JavaScript return await

A very short article about one of the recent bugs I carelessly designed :)

I wrote the code below and had certain expectations: no matter what happens, catch the error and return a fallback value.

async function dl(uri) {
  try {
    const resp = await fetch(uri);
    const data = await resp.json();
    return data;
  } catch (e) {
    console.warn(e);
    return {success: false};
  }
}

Since I find it a bit verbose, I rewrote it this way:

async function dl(uri) {
  try {
    const resp = await fetch(uri);
    return await resp.json();
  } catch (e) {
    console.warn(e);
    return {success: false};
  }
}

Before ESLint could complain about no-return-await), I removed this ugly redundant use of await on a return value.
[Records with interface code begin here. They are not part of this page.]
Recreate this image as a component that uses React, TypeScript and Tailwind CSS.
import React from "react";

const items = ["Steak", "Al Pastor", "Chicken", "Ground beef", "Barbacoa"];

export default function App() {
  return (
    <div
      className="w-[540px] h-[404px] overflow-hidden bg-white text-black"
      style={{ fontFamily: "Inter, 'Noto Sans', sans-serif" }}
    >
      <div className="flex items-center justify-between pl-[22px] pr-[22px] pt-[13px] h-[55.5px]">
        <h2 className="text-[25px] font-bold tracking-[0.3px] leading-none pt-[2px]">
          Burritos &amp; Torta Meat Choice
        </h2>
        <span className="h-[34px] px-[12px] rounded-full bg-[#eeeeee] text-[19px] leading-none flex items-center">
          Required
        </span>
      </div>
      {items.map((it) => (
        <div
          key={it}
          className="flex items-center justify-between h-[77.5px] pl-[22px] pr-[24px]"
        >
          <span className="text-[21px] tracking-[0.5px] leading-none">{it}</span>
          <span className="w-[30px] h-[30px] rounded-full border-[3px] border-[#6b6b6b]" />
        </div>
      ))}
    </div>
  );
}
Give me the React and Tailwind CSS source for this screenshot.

The function returns a promise after all!

async function dl(uri) {
  try {
    const resp = await fetch(uri);
    return resp.json();
  } catch (e) {
    console.warn(e);
    return {success: false};
  }
}

Nice and short!

Maybe you did, but at the time I didn't notice that I had just changed the behaviour of the function. Now, when a JSON parsing error occurs, it will be thrown at the caller instead of returning the fallback value! That's not what I intended and now the code can be misinterpreted :)

ESLint is smart enough to take the try {} catch () {} into account, my inner voice wasn't.

Conclusion: use your tests to specify the behaviour of your code!